Birdman (or The Unexpected Virtue of Ignorance)

Michael Keaton, Birdman

Michael Keaton in “Birdman”

Given this movie’s underlying premise, I should say up-front that I have a love-not-love relationship with it. Yes, the acting is terrific. Given a script with substance, Michael Keaton, Ed Norton (truly amazing), and Emma Stone all received Oscar nods. I’m also big fan of Amy Ryan, who plays Keaton’s wife in one of her trademark low-key performances, of the kind she perfected in The Wire. The story itself, however, of a middle-aged man’s struggle to find himself amidst the debris of his messy family affairs and dwindling career is, for me, less interesting. (Trailer here)

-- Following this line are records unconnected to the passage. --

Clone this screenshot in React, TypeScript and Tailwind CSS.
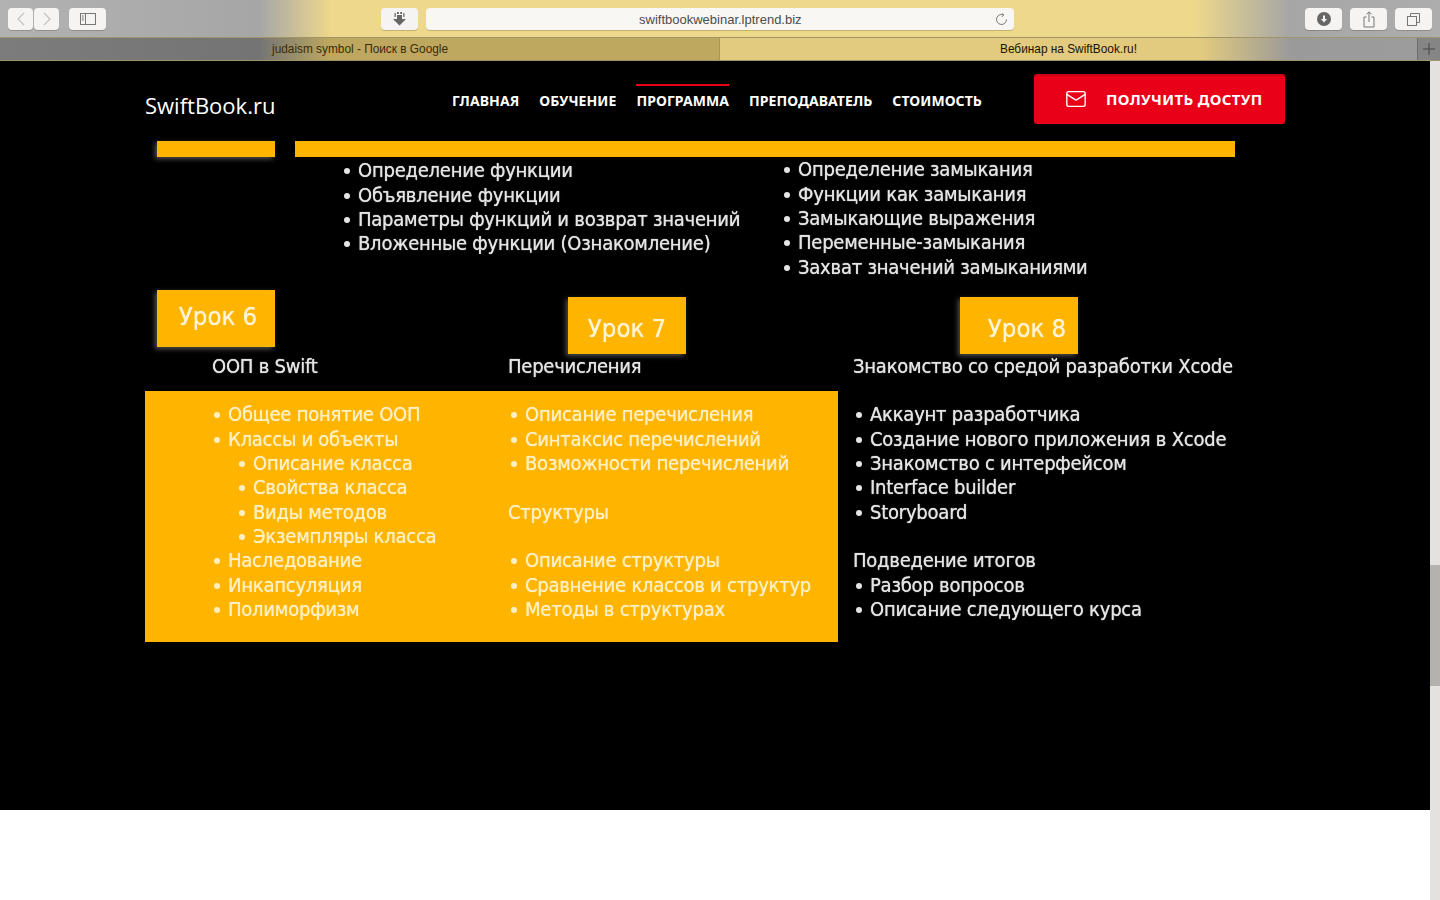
import React from "react";
import { Mail } from "lucide-react";

function Li({ children, sub }: { children: React.ReactNode; sub?: boolean }) {
  return (
    <div className={sub ? "flex h-[24.35px] items-center whitespace-nowrap pl-[25px]" : "flex h-[24.35px] items-center whitespace-nowrap"}>
      <span className="flex w-[15px] shrink-0 items-center">
        <span className="ml-px mt-[2px] h-[6px] w-[6px] rounded-full bg-current" />
      </span>
      <span>{children}</span>
    </div>
  );
}

function Chip({ label, className }: { label: string; className: string }) {
  return (
    <div className={"flex h-[57px] w-[118px] shrink-0 items-center justify-center bg-[#ffb400] text-[25.500px] tracking-normal text-[#fff4d6] shadow-[-2px_2px_5px_rgba(255,255,255,0.32)] " + className}>
      {label}
    </div>
  );
}

function ToolBtn({ w, children }: { w: string; children: React.ReactNode }) {
  return (
    <div className={"flex h-[22px] shrink-0 items-center justify-center rounded-[4px] bg-[#f5f4f2] shadow-[0_1px_0_rgba(0,0,0,0.18)] " + w}>
      {children}
    </div>
  );
}

export default function App() {
  return (
    <div className="flex h-[900px] w-[1440px] flex-col overflow-hidden bg-white font-['Liberation_Sans',sans-serif]">
      {/* Safari toolbar */}
      <div className="flex h-[38px] shrink-0 items-center border-b border-[#a09468] bg-[linear-gradient(90deg,#b2b2b2_0%,#a6a6a6_18%,#eed88c_23%,#eed88c_50%,#eed88c_83%,#a6a6a6_89.500%,#adadad_100%)] pl-[8px] pr-[8px] pt-[1px]">
        <div className="flex gap-px">
          <ToolBtn w="w-[25px]">
            <svg width="12" height="14" viewBox="0 0 12 14" fill="none" stroke="#c4c4c4" strokeWidth="1.3"><path d="M9 1 3 7l6 6" /></svg>
          </ToolBtn>
          <ToolBtn w="w-[25px]">
            <svg width="12" height="14" viewBox="0 0 12 14" fill="none" stroke="#c4c4c4" strokeWidth="1.3"><path d="m3 1 6 6-6 6" /></svg>
          </ToolBtn>
        </div>
        <div className="ml-[10px]">
          <ToolBtn w="w-[37px]">
            <svg width="16" height="12" viewBox="0 0 16 12" fill="none" stroke="#777" strokeWidth="1"><rect x="0.5" y="0.5" width="15" height="11" /><path d="M5.5 0.5v11M1.800 3h2M1.800 5h2M1.800 7h2" /></svg>
          </ToolBtn>
        </div>
        <div className="ml-[275px]">
          <ToolBtn w="w-[37px]">
            <svg width="15" height="14" viewBox="0 0 15 14" fill="#666"><path d="M5 3h5v4h4l-6.500 6.500L1 7h4z" /><path d="M2.500 1h1.200v4H2.500zM11.300 1h1.200v4h-1.200zM5 0h1.800v2H5zM8.200 0H10v2H8.200z" /></svg>
          </ToolBtn>
        </div>
        <div className="ml-[8px] flex h-[22px] w-[588px] shrink-0 items-center rounded-[4px] bg-[#f8f7f4] pl-[213px] pr-[6px] text-[13px] text-[#4c4c4c] shadow-[0_1px_0_rgba(0,0,0,0.18)]">
          <span className="flex-1 whitespace-nowrap pt-[1px]">swiftbookwebinar.lptrend.biz</span>
          <svg width="13" height="13" viewBox="0 0 13 13" fill="none" stroke="#777" strokeWidth="1"><path d="M11.500 6.500a5 5 0 1 1-3-4.600" /><path d="M6.800 0.300 8.800 2 7 3.800" /></svg>
        </div>
        <div className="ml-auto flex gap-[8px]">
          <ToolBtn w="w-[37px]">
            <svg width="14" height="14" viewBox="0 0 14 14"><circle cx="7" cy="7" r="7" fill="#666" /><path d="M6 3.500h2V7h2L7 10.500 4 7h2z" fill="#f5f4f2" /></svg>
          </ToolBtn>
          <ToolBtn w="w-[37px]">
            <svg width="12" height="17" viewBox="0 0 12 17" fill="none" stroke="#777" strokeWidth="1"><path d="M3.500 6H1v10h10V6H8.500M6 11V1M3.500 3.300 6 0.800l2.500 2.500" /></svg>
          </ToolBtn>
          <ToolBtn w="w-[37px]">
            <svg width="13" height="13" viewBox="0 0 13 13" fill="none" stroke="#777" strokeWidth="1"><path d="M3.500 3V0.500h9v9H10" /><rect x="0.500" y="3.500" width="9" height="9" /></svg>
          </ToolBtn>
        </div>
      </div>

      {/* Tabs */}
      <div className="flex h-[23px] shrink-0 border-b border-[#a09468] text-[11.850px] text-[#1c1400]">
        <div className="flex w-[719px] shrink-0 items-center bg-[linear-gradient(90deg,#7c7c7c_0%,#747474_36%,#bea85f_46%,#bea85f_100%)] pl-[272px] pt-[2px] text-[#3a2c08]">
          judaism symbol - Поиск в Google
        </div>
        <div className="flex w-[698px] shrink-0 items-center border-l border-[#a89458] bg-[linear-gradient(90deg,#e2ca7f_0%,#e2ca7f_69%,#9a9a9a_82%,#9c9c9c_100%)] pl-[280px] pt-[2px]">
          Вебинар на SwiftBook.ru!
        </div>
        <div className="flex flex-1 items-center justify-center border-l border-[#6e6e6e] bg-[#858585]">
          <svg width="12" height="12" viewBox="0 0 12 12" stroke="#444" strokeWidth="1"><path d="M6 0v12M0 6h12" /></svg>
        </div>
      </div>

      <div className="flex min-h-0 flex-1">
        <main className="flex min-w-0 flex-1 flex-col">
          <div className="flex h-[749px] shrink-0 flex-col bg-black">
            {/* Site header */}
            <header className="flex h-[80px] shrink-0 pl-[145px] pt-[13px] font-['Open_Sans',sans-serif] text-white">
              <div className="mt-[15px] w-[307px] shrink-0 text-[22px] leading-[32px]">SwiftBook.ru</div>
              <nav className="flex w-[530px] shrink-0 gap-[20px] pt-[10px] font-['Noto_Sans',sans-serif] text-[14px] font-bold tracking-[0.07px]">
                <a className="border-t-2 border-transparent pt-[5px] leading-[20px]">ГЛАВНАЯ</a>
                <a className="border-t-2 border-transparent pt-[5px] leading-[20px]">ОБУЧЕНИЕ</a>
                <a className="h-[34px] border-t-2 border-[#e90018] pt-[5px] leading-[20px]">ПРОГРАММА</a>
                <a className="border-t-2 border-transparent pt-[5px] leading-[20px]">ПРЕПОДАВАТЕЛЬ</a>
                <a className="border-t-2 border-transparent pt-[5px] leading-[20px]">СТОИМОСТЬ</a>
              </nav>
              <button className="ml-[52px] flex h-[50px] w-[251px] shrink-0 items-center rounded-[3px] border-t-2 border-[#c90016] bg-[#e90018] pb-[2px] pl-[31px] font-['Noto_Sans',sans-serif] text-[15px] font-bold tracking-[0.36px] text-white">
                <Mail size={22} strokeWidth={1.5} />
                <span className="ml-[19px]">ПОЛУЧИТЬ ДОСТУП</span>
              </button>
            </header>

            {/* Slide */}
            <section className="ml-[145px] w-[1090px] font-['DejaVu_Sans_Condensed','DejaVu_Sans',sans-serif] text-[20px] tracking-[-0.23px] text-[#e4e4e4] blur-[0.4px] [text-shadow:0_0_1px_currentColor]">
              <div className="flex h-[16px] pl-[12px]">
                <div className="w-[118px] bg-[#ffb400] shadow-[-2px_2px_5px_rgba(255,255,255,0.32)]" />
                <div className="ml-[20px] flex-1 bg-[#ffb400]" />
              </div>

              <div className="flex h-[133px] pl-[198px]">
                <div className="w-[440px] shrink-0 pt-[1px]">
                  <Li>Определение функции</Li>
                  <Li>Объявление функции</Li>
                  <Li>Параметры функций и возврат значений</Li>
                  <Li>Вложенные функции (Ознакомление)</Li>
                </div>
                <div>
                  <Li>Определение замыкания</Li>
                  <Li>Функции как замыкания</Li>
                  <Li>Замыкающие выражения</Li>
                  <Li>Переменные-замыкания</Li>
                  <Li>Захват значений замыканиями</Li>
                </div>
              </div>

              <div className="flex h-[64px] pl-[12px]">
                <Chip label="Урок 6" className="pb-[4px] pl-[4px]" />
                <Chip label="Урок 7" className="ml-[293px] mt-[7px] pt-[6px]" />
                <Chip label="Урок 8" className="ml-[274px] mt-[7px] pl-[16px] pt-[6px]" />
              </div>

              <div className="flex h-[37px] items-start whitespace-nowrap">
                <div className="w-[363px] shrink-0 pl-[67px] leading-[24px]">ООП в Swift</div>
                <div className="w-[345px] shrink-0 leading-[24px]">Перечисления</div>
                <div className="leading-[24px]">Знакомство со средой разработки Xcode</div>
              </div>

              <div className="flex items-stretch">
                <div className="flex h-[251px] w-[693px] shrink-0 bg-[#ffb400] pt-[11px] text-[#fff0c4]">
                  <div className="w-[365px] shrink-0 pl-[68px]">
                    <Li>Общее понятие ООП</Li>
                    <Li>Классы и объекты</Li>
                    <Li sub>Описание класса</Li>
                    <Li sub>Свойства класса</Li>
                    <Li sub>Виды методов</Li>
                    <Li sub>Экземпляры класса</Li>
                    <Li>Наследование</Li>
                    <Li>Инкапсуляция</Li>
                    <Li>Полиморфизм</Li>
                  </div>
                  <div className="flex-1">
                    <Li>Описание перечисления</Li>
                    <Li>Синтаксис перечислений</Li>
                    <Li>Возможности перечислений</Li>
                    <div className="h-[24.35px]" />
                    <div className="-ml-[2px] flex h-[24.35px] items-center">Структуры</div>
                    <div className="h-[24.35px]" />
                    <Li>Описание структуры</Li>
                    <Li>Сравнение классов и структур</Li>
                    <Li>Методы в структурах</Li>
                  </div>
                </div>
                <div className="ml-[15px] pt-[11px]">
                  <div className="ml-[2px]">
                    <Li>Аккаунт разработчика</Li>
                    <Li>Создание нового приложения в Xcode</Li>
                    <Li>Знакомство с интерфейсом</Li>
                    <Li>Interface builder</Li>
                    <Li>Storyboard</Li>
                  </div>
                  <div className="h-[24.35px]" />
                  <div className="flex h-[24.35px] items-center">Подведение итогов</div>
                  <div className="ml-[2px]">
                    <Li>Разбор вопросов</Li>
                    <Li>Описание следующего курса</Li>
                  </div>
                </div>
              </div>
            </section>
          </div>
        </main>

        {/* Scrollbar */}
        <aside className="w-[10px] shrink-0 bg-[#e3e2e0] pt-[504px]">
          <div className="h-[121px] bg-[#b3b2ae]" />
        </aside>
      </div>
    </div>
  );
}
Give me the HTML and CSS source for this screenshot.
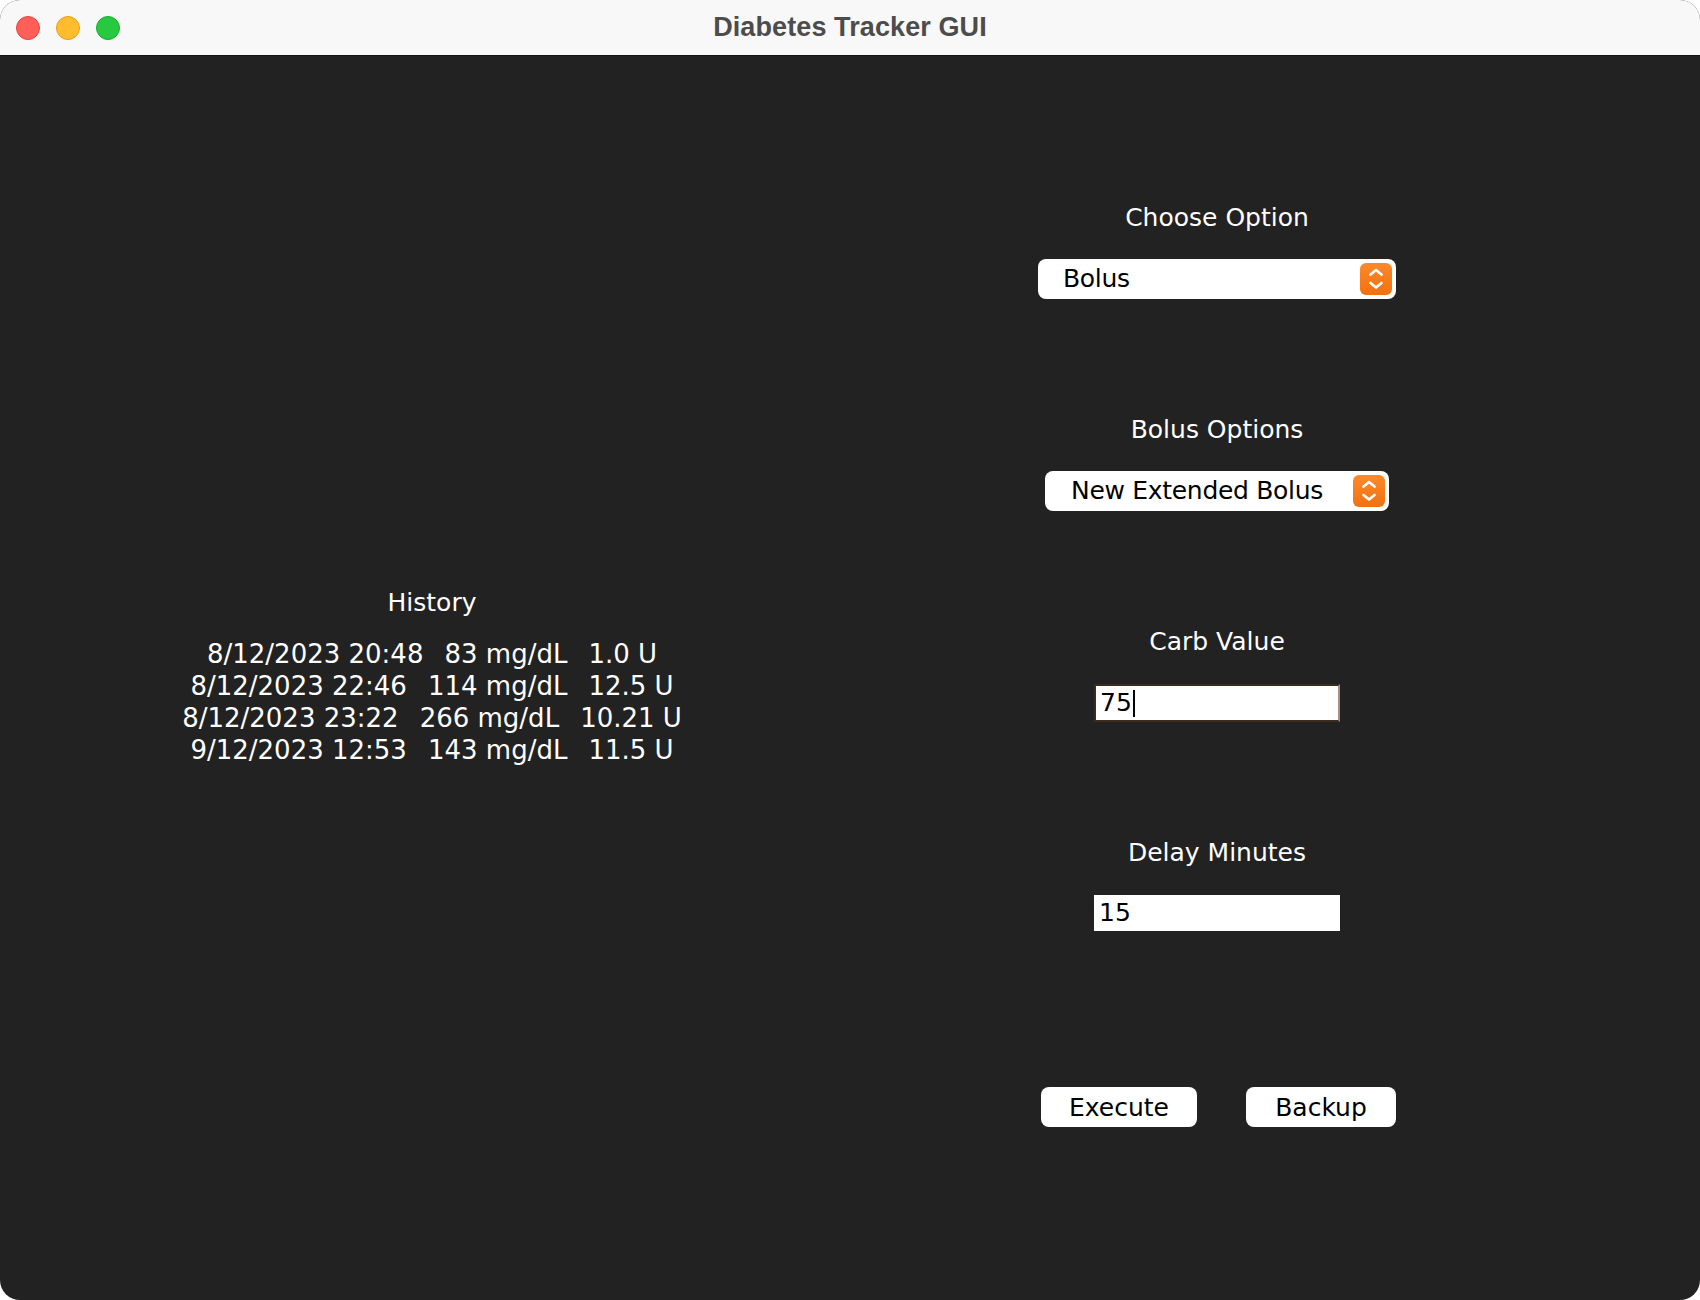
FILE: index.html
```html
<!DOCTYPE html>
<html lang="en">
<head>
<meta charset="utf-8">
<title>Diabetes Tracker GUI</title>
<link rel="stylesheet" href="styles.css">
</head>
<body>
<div class="window">
  <header class="titlebar">
    <div class="lights">
      <span class="light red"></span>
      <span class="light yellow"></span>
      <span class="light green"></span>
    </div>
    <div class="title">Diabetes Tracker GUI</div>
    <div></div>
  </header>
  <main class="content">
    <section class="history">
      <div class="history-title">History</div>
      <div class="history-rows">
        <div class="row"><span>8/12/2023 20:48</span><span class="col">83 mg/dL</span><span class="col">1.0 U</span></div>
        <div class="row"><span>8/12/2023 22:46</span><span class="col">114 mg/dL</span><span class="col">12.5 U</span></div>
        <div class="row"><span>8/12/2023 23:22</span><span class="col">266 mg/dL</span><span class="col">10.21 U</span></div>
        <div class="row"><span>9/12/2023 12:53</span><span class="col">143 mg/dL</span><span class="col">11.5 U</span></div>
      </div>
    </section>
    <section class="controls">
      <div class="group group-combo">
        <div class="label">Choose Option</div>
        <div class="combo combo-wide">
          <span class="combo-text">Bolus</span>
          <span class="stepper"><svg viewBox="0 0 32 32" width="32" height="32"><path d="M10.5 11.6 L16 7 L21.5 11.6 M10.5 20 L16 24.6 L21.5 20" fill="none" stroke="#fff" stroke-width="2.6" stroke-linecap="round" stroke-linejoin="round"/></svg></span>
        </div>
      </div>
      <div class="group group-combo">
        <div class="label">Bolus Options</div>
        <div class="combo combo-narrow">
          <span class="combo-text">New Extended Bolus</span>
          <span class="stepper"><svg viewBox="0 0 32 32" width="32" height="32"><path d="M10.5 11.6 L16 7 L21.5 11.6 M10.5 20 L16 24.6 L21.5 20" fill="none" stroke="#fff" stroke-width="2.6" stroke-linecap="round" stroke-linejoin="round"/></svg></span>
        </div>
      </div>
      <div class="group group-field">
        <div class="label">Carb Value</div>
        <div class="field field-focus">75<span class="caret"></span></div>
      </div>
      <div class="group group-field">
        <div class="label">Delay Minutes</div>
        <div class="field">15</div>
      </div>
      <div class="buttons">
        <button class="btn btn-execute">Execute</button>
        <button class="btn btn-backup">Backup</button>
      </div>
    </section>
  </main>
</div>
</body>
</html>
```

FILE: styles.css
```css
html, body {
  margin: 0;
  padding: 0;
  background: #ffffff;
}

.window {
  width: 1700px;
  height: 1300px;
  border-radius: 20px;
  overflow: hidden;
  background: #222222;
  display: flex;
  flex-direction: column;
}

.titlebar {
  height: 55px;
  flex: 0 0 55px;
  background: #f8f8f8;
  border-bottom: 1px solid #141414;
  display: grid;
  grid-template-columns: 1fr auto 1fr;
  align-items: center;
}

.lights {
  display: flex;
  gap: 16px;
  padding-left: 16px;
}

.light {
  width: 24px;
  height: 24px;
  border-radius: 50%;
  box-sizing: border-box;
}
.red { background: #ff5f57; border: 1px solid #e2463f; }
.yellow { background: #febc2e; border: 1px solid #e1a116; }
.green { background: #28c840; border: 1px solid #14ae2a; }

.title {
  font-family: "Liberation Sans", Arial, sans-serif;
  font-weight: bold;
  font-size: 27px;
  color: #4c4c4c;
  letter-spacing: 0.1px;
}

.content {
  flex: 1;
  display: grid;
  grid-template-columns: 864px 358px;
  column-gap: 174px;
  font-family: "DejaVu Sans", sans-serif;
  font-size: 25px;
  line-height: 30px;
  color: #ffffff;
}

.history {
  align-self: center;
  text-align: center;
  padding-bottom: 2px;
}

.history-title {
  margin-bottom: 20px;
}

.history-rows {
  font-size: 26px;
  line-height: 32px;
}

.row {
  white-space: pre;
}

.col {
  padding-left: 21px;
}

.controls {
  padding-top: 147px;
  display: flex;
  flex-direction: column;
  align-items: center;
  gap: 116px;
}

.group {
  display: flex;
  flex-direction: column;
  align-items: center;
}
.group-combo { gap: 26px; }
.group-field { gap: 27px; }

.label {
  color: #ffffff;
}

.combo {
  height: 40px;
  box-sizing: border-box;
  background: #ffffff;
  border-radius: 8px;
  display: flex;
  align-items: center;
  justify-content: space-between;
  padding: 0 4px 0 25px;
  color: #000000;
  letter-spacing: -0.3px;
}
.combo-wide { width: 358px; }
.combo-narrow { width: 344px; padding-left: 26px; }

.stepper {
  width: 32px;
  height: 32px;
  border-radius: 6px;
  background: linear-gradient(#fb8a2c, #f2700f);
  display: flex;
}

.field {
  width: 246px;
  height: 36px;
  box-sizing: border-box;
  background: #ffffff;
  color: #000000;
  padding-left: 5px;
  line-height: 36px;
  display: flex;
  align-items: center;
}

.field-focus {
  height: 38px;
  border: 2px solid #3b2a1e;
  border-right-color: #a89086;
  padding-left: 4px;
}

.caret {
  width: 2px;
  height: 27px;
  background: #000000;
  margin-left: 1px;
}

.buttons {
  margin-top: 40px;
  width: 358px;
  box-sizing: border-box;
  padding-left: 3px;
  display: flex;
  justify-content: space-between;
}

.btn {
  height: 40px;
  border: none;
  border-radius: 8px;
  background: #ffffff;
  color: #000000;
  font-family: "DejaVu Sans", sans-serif;
  font-size: 25px;
  padding: 0;
}
.btn-execute { width: 156px; }
.btn-backup { width: 150px; }
```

In telling it, Mexican director Alejandro G. Iñárritu pays homage to magical realism of the South American kind (an armful of calla lilies appears on a monument somewhere to Gabriel García Márquez at every showing of this movie). What appears to be happening on the screen—Michael Keaton levitating in the lotus position or, yes, flying—can be accepted on either a literal or a metaphorical basis, or both, depending on the viewer’s taste and tolerance.

In the story, Keaton is a Hollywood has-been (a former superhero called Birdman) tackling Broadway for the first time, directing and starring in a production of the Raymond Carver short story, “What we talk about when we talk about love.” The play is in rehearsal, and whether it will be successful is a toss-up. It looks unlikely. Meanwhile, Birdman himself keeps appearing like a nudgy pal, alternately flattering and browbeating Keaton and trying to lure him back into the gloriously popular action movies of his youth.

The Carver story recounts an alcohol-soaked evening when two couples try to sort out what love is, a question that has baffled sober people from time immemorial. Because of his own extreme vision of love, the ex-husband of one of the characters shot himself but “bungled it,” says the play. Later, he died. This might be a clue to the movie’s unwinding or not, because the extent to which the play-in-production is supposed to illuminate the movie is deliberately ambiguous. (I didn’t understand the subtitle, either, as it seemed to me that the characters were all too knowing.)

Numerous possible explanations (waking dreams, fevered thoughts, daydreams) could explain some of the action—especially the Michael Keaton character’s flying—which if you’re not overly hung up on trying to explain it rationally is thrilling. This is a movie that you have to decide to “just go with it” or face frustration. But the acting—and the bird costume!—is worth the price of admission. Liked the drumming. Rotten tomatoes critics rating 92%; audiences 84%.